求人の選択肢も地方より圧倒的に多い
通信系企業に勤める女性会社員・Bさん(20代)も、都会での生活にこだわっている。自身は九州出身で、都内の私立大学に進学。大学の所在地は多摩エリアで、「東京」のイメージとは違ったそうだ。それでも、東京に住んでいることに喜びを感じたと振り返る。
「お世辞にも都会とは言えない環境でした。でも、電車で気軽に新宿に行けるのは大きな価値がありました。何もかもが手に入る環境は、私にとって衝撃でした」(Bさん)
Bさんはコロナ禍、今後の生活を考えて都心に留まることを決めた。
「結局、仕事も出会いもまだまだ東京にあると思うんです。地方に移住して、リモートワークでできる仕事なんて結局限られている。何かやりたいと思ったとき、東京なら選択肢がたくさんあるけど、地方だとそれが本当に少ない。コロナだからこそ都心にいようと思っています」(Bさん)
ネイリストの女性・Cさん(20代)は、昨年末関西から東京に来たばかりだ。「コロナで東京も大変なのによく来たね」と言われることもあるという。

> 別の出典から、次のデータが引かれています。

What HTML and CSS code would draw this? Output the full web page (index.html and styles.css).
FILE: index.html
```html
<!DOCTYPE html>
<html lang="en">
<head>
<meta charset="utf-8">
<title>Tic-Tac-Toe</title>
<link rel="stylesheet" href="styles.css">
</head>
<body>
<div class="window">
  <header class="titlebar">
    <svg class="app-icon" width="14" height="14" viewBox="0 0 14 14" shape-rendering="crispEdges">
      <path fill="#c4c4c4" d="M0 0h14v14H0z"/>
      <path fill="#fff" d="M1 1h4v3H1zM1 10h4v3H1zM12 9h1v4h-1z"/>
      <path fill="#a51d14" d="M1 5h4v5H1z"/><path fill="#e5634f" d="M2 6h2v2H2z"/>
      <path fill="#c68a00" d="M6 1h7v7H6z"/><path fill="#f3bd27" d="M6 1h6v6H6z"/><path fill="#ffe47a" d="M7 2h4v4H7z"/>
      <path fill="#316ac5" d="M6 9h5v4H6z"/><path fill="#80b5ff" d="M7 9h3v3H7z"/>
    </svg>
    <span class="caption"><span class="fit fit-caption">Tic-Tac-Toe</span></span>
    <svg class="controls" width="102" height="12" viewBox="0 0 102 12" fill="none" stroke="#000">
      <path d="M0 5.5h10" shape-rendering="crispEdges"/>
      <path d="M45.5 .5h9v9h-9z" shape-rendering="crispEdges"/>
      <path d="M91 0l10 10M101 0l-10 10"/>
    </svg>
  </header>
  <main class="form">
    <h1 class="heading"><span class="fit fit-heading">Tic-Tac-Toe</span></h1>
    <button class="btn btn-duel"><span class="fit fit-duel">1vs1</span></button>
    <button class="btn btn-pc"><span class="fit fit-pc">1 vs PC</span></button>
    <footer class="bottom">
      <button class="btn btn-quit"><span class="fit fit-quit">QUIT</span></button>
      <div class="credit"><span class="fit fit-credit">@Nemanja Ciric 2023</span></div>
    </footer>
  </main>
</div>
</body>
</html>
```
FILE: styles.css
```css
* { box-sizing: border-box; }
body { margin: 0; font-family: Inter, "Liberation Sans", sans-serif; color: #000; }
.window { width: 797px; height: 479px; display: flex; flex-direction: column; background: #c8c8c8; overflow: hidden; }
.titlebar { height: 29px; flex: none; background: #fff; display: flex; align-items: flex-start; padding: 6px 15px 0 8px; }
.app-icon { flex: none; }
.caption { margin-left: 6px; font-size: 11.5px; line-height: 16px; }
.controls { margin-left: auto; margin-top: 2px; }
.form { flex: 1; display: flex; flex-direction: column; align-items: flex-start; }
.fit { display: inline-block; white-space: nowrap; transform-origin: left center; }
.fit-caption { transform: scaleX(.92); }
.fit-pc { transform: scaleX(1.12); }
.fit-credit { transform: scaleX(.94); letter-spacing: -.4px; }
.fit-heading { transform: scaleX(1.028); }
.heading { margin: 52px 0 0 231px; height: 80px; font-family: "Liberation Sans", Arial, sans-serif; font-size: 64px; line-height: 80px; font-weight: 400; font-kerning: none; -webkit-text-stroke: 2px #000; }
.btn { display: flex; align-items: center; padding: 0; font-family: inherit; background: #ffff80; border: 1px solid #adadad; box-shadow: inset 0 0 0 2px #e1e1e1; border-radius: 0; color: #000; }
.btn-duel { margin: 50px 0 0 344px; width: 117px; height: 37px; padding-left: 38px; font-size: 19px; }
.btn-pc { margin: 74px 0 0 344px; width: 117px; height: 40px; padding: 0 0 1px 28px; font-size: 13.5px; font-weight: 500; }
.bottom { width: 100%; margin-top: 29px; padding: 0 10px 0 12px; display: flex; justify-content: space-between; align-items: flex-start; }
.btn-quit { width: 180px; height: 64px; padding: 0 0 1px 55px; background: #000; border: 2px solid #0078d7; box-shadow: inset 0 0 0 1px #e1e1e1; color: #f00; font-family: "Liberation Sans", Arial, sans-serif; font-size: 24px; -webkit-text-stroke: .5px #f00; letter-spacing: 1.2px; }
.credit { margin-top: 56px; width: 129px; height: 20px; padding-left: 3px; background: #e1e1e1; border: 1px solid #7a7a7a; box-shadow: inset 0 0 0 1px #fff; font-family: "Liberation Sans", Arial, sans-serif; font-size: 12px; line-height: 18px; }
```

「テレビで、東京でもお店があちこち潰れている、というニュースは見ていましたが、だからといって何もかもがなくなるわけではない。田舎に比べたら、そもそもがあり過ぎなくらいです。それこそ求人の種類も数も、地方より圧倒的に多い。若者が多い印象もありますし、コロナだからこそ閉塞感溢れる地方にはいたくないです」(Cさん)
高齢者を中心に、人口が密集する都心部のコロナ感染リスクを懸念する声もある中で、今回、話を聞いた若者たちからは、コロナ感染を不安視するような発言はまったく出てこなかった。コロナ禍で厳しい環境だからこそ、感染リスクに脅えるよりも人生をよりよく過ごすための選択肢を優先したい──それが彼ら/彼女たちの本音のかもしれない。